By Bobbie Katz

Titanic: A Special Exhibit from the Depths

The 31st anniversary of the discovery of RMS Titanic’s wreck site is one of history’s major finds but at Titanic: The Artifact Exhibition inside Luxor Hotel and Casino, that’s just the tip of the iceberg, at the very least in the personal sense.

In commemoration of the anniversary, seven personal possessions belonging to First Officer William Murdoch are on display at the exhibition in Las Vegas through October before heading to the Orlando Exhibition. These artifacts have only been viewed once before by the public and that was in 2012. First Officer Murdoch was on the bridge when the “Unsinkable Ship” collided with the iceberg that fateful night in 1912 and desperately tried to save the ship before assisting passengers into lifeboats. Murdoch’s recovered belongings include a toiletry kit, which contained a shoe brush, official White Star Line officer’s buttons, a straight razor, a razor handle, a pair of long-johns, and a smoking pipe.

“Due to our continued research of our collection and Titanic, First Officer Murdoch is one of a handful of passengers and crew members whom we were able to directly identify personal possessions,” says Alexandra Klingelhofer, vice president of collections for Premier Exhibitions, Inc. “It is extremely difficult to link the artifacts to passengers aboard the ‘Ship of Dreams’ unless they are enclosed in a protective suitcase or other leather casing with the passenger’s name or initials inscribed. Murdoch’s discovery is incredible because it gives us the chance to help tell a story that was thought to be lost with the great ocean liner.”

Born to a Scottish seafaring family in 1873, William Murdoch was destined for the sea. On April 14th, First Officer Murdoch entered Titanic’s bridge shortly before 10:00 p.m. to begin his watch and relieve Officer Lightoller. As soon as the lookouts spotted the iceberg, Murdoch—in a matter of seconds—gave the order “Hard-a-starboard!” and then telegraphed the engine room “Stop. Full speed astern.” He then threw the switch to close the watertight doors. Once the situation was realized, Murdoch spent the remainder of his time loading the starboard lifeboats. First Officer Murdoch did not survive the sinking.

According to Klingelhofer, the items that pointed to First Officer Murdoch were recovered in 2000. The toiletry bag has the initials W.M. clearly embossed on it and the four medium-size buttons were White Star-made. White Star Line was the name of the company that operated Titanic.

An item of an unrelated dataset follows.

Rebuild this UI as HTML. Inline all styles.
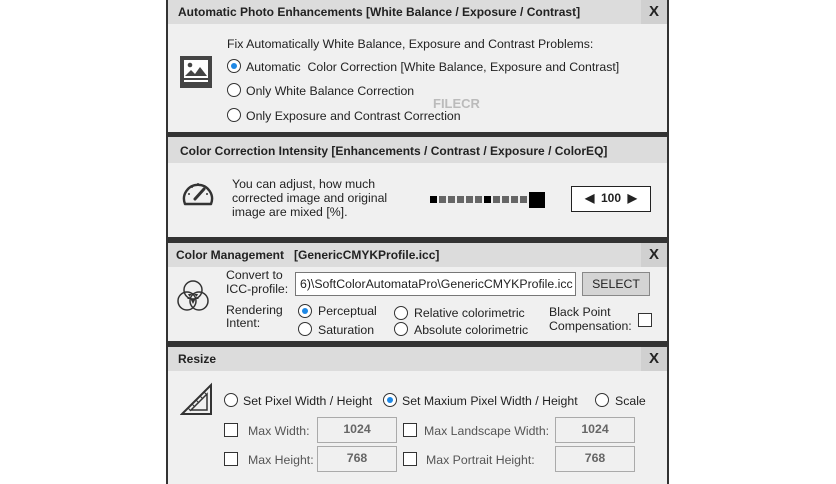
<!DOCTYPE html><html><head><style>
*{margin:0;padding:0;box-sizing:border-box}
body{width:836px;height:484px;background:#fff;position:relative;font-family:"Liberation Sans",Arial,sans-serif;font-size:12.3px;color:#222;overflow:hidden}
.p{position:absolute;left:166px;width:503px;background:#f0f0f0;border-left:2px solid #333;border-right:2px solid #333}
.h{position:absolute;left:0;right:0;top:0;height:24px;background:#dcdcdc;font-weight:bold;font-size:12px;line-height:24px;padding-left:10px;color:#222}
.x{position:absolute;right:0;top:0;width:26px;height:24px;background:#d0d0d0;font-size:15px;text-align:center;line-height:24px;font-weight:bold}
.a{position:absolute;white-space:nowrap}
.r{position:absolute;width:14px;height:14px;border:1.3px solid #333;border-radius:50%;background:#fff}
.r.on::after{content:"";position:absolute;left:2.5px;top:2.5px;width:6px;height:6px;border-radius:50%;background:#1e88e5}
.c{position:absolute;width:14px;height:14px;border:1.3px solid #333;background:#fff}
.f{position:absolute;width:80px;height:26px;border:1px solid #aaa;background:#f0f0f0;text-align:center;line-height:22px;font-weight:bold;color:#666}
.sep{position:absolute;left:166px;width:503px;background:#333}
</style></head><body>
<div class="p" style="top:0;height:133px">
<div class="h">Automatic Photo Enhancements [White Balance / Exposure / Contrast]</div><div class="x">X</div>
<svg class="a" style="left:12px;top:56px" width="34" height="34" viewBox="0 0 34 34"><rect x="0" y="0" width="32" height="32" fill="#444"/><rect x="4" y="4" width="24" height="18" fill="#fff"/><circle cx="10" cy="9" r="2.3" fill="#444"/><path d="M5 20 L11 14 L15 18 L20 11 L27 20 Z" fill="#444"/><rect x="4" y="24" width="24" height="2" fill="#fff"/></svg>
<div class="a" style="left:59px;top:37px">Fix Automatically White Balance, Exposure and Contrast Problems:</div>
<div class="r on" style="left:59px;top:59px"></div><div class="a" style="left:78px;top:60px">Automatic&nbsp; Color Correction [White Balance, Exposure and Contrast]</div>
<div class="r" style="left:59px;top:83px"></div><div class="a" style="left:78px;top:84px">Only White Balance Correction</div>
<div class="r" style="left:59px;top:108px"></div><div class="a" style="left:78px;top:109px">Only Exposure and Contrast Correction</div>
<div class="a" style="left:265px;top:96px;font-weight:bold;font-size:13px;color:#bbb">FILECR</div>
</div>
<div class="sep" style="top:132px;height:5px"></div>
<div class="p" style="top:137px;height:101px">
<div class="h" style="height:26px;line-height:28px;padding-left:12px">Color Correction Intensity [Enhancements / Contrast / Exposure / ColorEQ]</div>
<svg class="a" style="left:13px;top:41px" width="34" height="30" viewBox="0 0 34 30"><path d="M4 26 A14 14 0 1 1 30 26 Z" fill="none" stroke="#333" stroke-width="2.4" stroke-linejoin="round"/><path d="M14 21 L23 11" stroke="#333" stroke-width="3" stroke-linecap="round"/><circle cx="8" cy="16" r="1" fill="#333"/><circle cx="11" cy="9" r="1" fill="#333"/><circle cx="17" cy="6" r="1" fill="#333"/><circle cx="26" cy="16" r="1" fill="#333"/></svg>
<div class="a" style="left:64px;top:40px;line-height:14px">You can adjust, how much<br>corrected image and original<br>image are mixed [%].</div>
<svg class="a" style="left:262px;top:54px" width="118" height="18"><g fill="#666"><rect x="0" y="5" width="7" height="7" fill="#000"/><rect x="9" y="5" width="7" height="7"/><rect x="18" y="5" width="7" height="7"/><rect x="27" y="5" width="7" height="7"/><rect x="36" y="5" width="7" height="7"/><rect x="45" y="5" width="7" height="7"/><rect x="54" y="5" width="7" height="7" fill="#000"/><rect x="63" y="5" width="7" height="7"/><rect x="72" y="5" width="7" height="7"/><rect x="81" y="5" width="7" height="7"/><rect x="90" y="5" width="7" height="7"/><rect x="99" y="1" width="16" height="16" fill="#000"/></g></svg>
<div class="a" style="left:403px;top:49px;width:80px;height:26px;border:1.5px solid #222;background:#fff;font-weight:bold;font-size:12px;line-height:23px;text-align:center">◀ &nbsp;100&nbsp; ▶</div>
</div>
<div class="sep" style="top:237px;height:6px"></div>
<div class="p" style="top:243px;height:99px">
<div class="h" style="padding-left:8px">Color Management&nbsp;&nbsp; [GenericCMYKProfile.icc]</div><div class="x">X</div>
<svg class="a" style="left:8px;top:36px" width="34" height="36" viewBox="0 0 34 36"><g fill="none" stroke="#333" stroke-width="1.5"><circle cx="17" cy="11" r="9"/><circle cx="11" cy="22" r="9"/><circle cx="23" cy="22" r="9"/></g><path d="M17 14 L11 20 L23 20 Z M12 15 L22 15 L17 25 Z" fill="#333"/></svg>
<div class="a" style="left:58px;top:25px;line-height:14px">Convert to<br>ICC-profile:</div>
<div class="a" style="left:127px;top:29px;width:281px;height:24px;border:1px solid #777;background:#fff;line-height:22px;padding-left:4px;overflow:hidden">6)\SoftColorAutomataPro\GenericCMYKProfile.icc</div>
<div class="a" style="left:414px;top:29px;width:68px;height:24px;border:1px solid #888;background:#d4d4d4;line-height:22px;text-align:center">SELECT</div>
<div class="a" style="left:58px;top:61px;line-height:13px">Rendering<br>Intent:</div>
<div class="r on" style="left:130px;top:61px"></div><div class="a" style="left:150px;top:61px">Perceptual</div>
<div class="r" style="left:130px;top:79px"></div><div class="a" style="left:150px;top:80px">Saturation</div>
<div class="r" style="left:226px;top:63px"></div><div class="a" style="left:246px;top:63px">Relative colorimetric</div>
<div class="r" style="left:226px;top:79px"></div><div class="a" style="left:246px;top:80px">Absolute colorimetric</div>
<div class="a" style="left:381px;top:62px;line-height:14px">Black Point<br>Compensation:</div>
<div class="c" style="left:470px;top:70px"></div>
</div>
<div class="sep" style="top:341px;height:6px"></div>
<div class="p" style="top:347px;height:137px">
<div class="h">Resize</div><div class="x">X</div>
<svg class="a" style="left:12px;top:35px" width="34" height="34" viewBox="0 0 34 34"><path d="M2 32 L31 3 L31 32 Z" fill="none" stroke="#333" stroke-width="2"/><path d="M11 28 L27 12 L27 28 Z" fill="none" stroke="#333" stroke-width="1.5"/><g stroke="#333" stroke-width="1"><path d="M8 26 l3 3 M12 22 l3 3 M16 18 l3 3 M20 14 l3 3 M24 10 l3 3"/></g></svg>
<div class="r" style="left:56px;top:46px"></div><div class="a" style="left:75px;top:47px">Set Pixel Width / Height</div>
<div class="r on" style="left:215px;top:46px"></div><div class="a" style="left:234px;top:47px">Set Maxium Pixel Width / Height</div>
<div class="r" style="left:427px;top:46px"></div><div class="a" style="left:447px;top:47px">Scale</div>
<div class="c" style="left:56px;top:76px"></div><div class="a" style="left:80px;top:77px;color:#555">Max Width:</div>
<div class="f" style="left:149px;top:70px">1024</div>
<div class="c" style="left:235px;top:76px"></div><div class="a" style="left:256px;top:77px;color:#555">Max Landscape Width:</div>
<div class="f" style="left:387px;top:70px">1024</div>
<div class="c" style="left:56px;top:105px"></div><div class="a" style="left:80px;top:106px;color:#555">Max Height:</div>
<div class="f" style="left:149px;top:99px">768</div>
<div class="c" style="left:235px;top:105px"></div><div class="a" style="left:258px;top:106px;color:#555">Max Portrait Height:</div>
<div class="f" style="left:387px;top:99px">768</div>
</div>
</body></html>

“The brass buttons have cotter pins on the back,” she explains. “Instead of being sewn on, they were pushed through the button hole and the pin was attached to the material to keep the button in place. While given their uniforms, officers purchased their own buttons and couldn’t appear in public with one missing. In addition, the buttons were manufactures in Liverpool, home of the Titanic, and bore the White Star insignia.”

Insofar as the straight razor and the handle, they were found inside the leather bag that has Murdoch’s initials on it. Additionally, they were in a brand new cardboard box that did not deteriorate because it was inside the leather bag, although the blade was missing and the iron had corroded.

“Officer Murdoch had had a handlebar mustache at one time but he was clean-shaven on Titanic,” Klingelhofer notes. “These definitely belonged to a clean-shaven man.”

As for the shoe brush, the bristles are still intact. The long-johns belonged to someone of Scottish descent, which Murdoch was and having found references to his 5-foot-nine-inch height, Klingelhofer measured them ad found that the length of the garment corresponded.

“You could see where the ankles would have been because the ankles are tighter around the bottom of the long-johns,” she explains.

“The final clue was the pipe,” she adds. “Officer Murdoch was a pipe smoker – there is a photo of him holding a short type pipe that just fit in the palm of his hand. This is a high-quality pipe made by a well-known pipe-maker, Ben Wade.”

According to Klingelhofer after being on display in Las Vegas and then in Orlando, the items will go back into storage for the sake of their preservation since they are very fragile and light and temperature can hurt them.

While Premier Exhibitions Inc. is the only company allowed to recover artifacts from the Titanic, Klingelhofer says that there are no current plans for another expedition. There is still a debris of one mile by three miles field full of artifacts simply because the shop broke in half as it was sinking.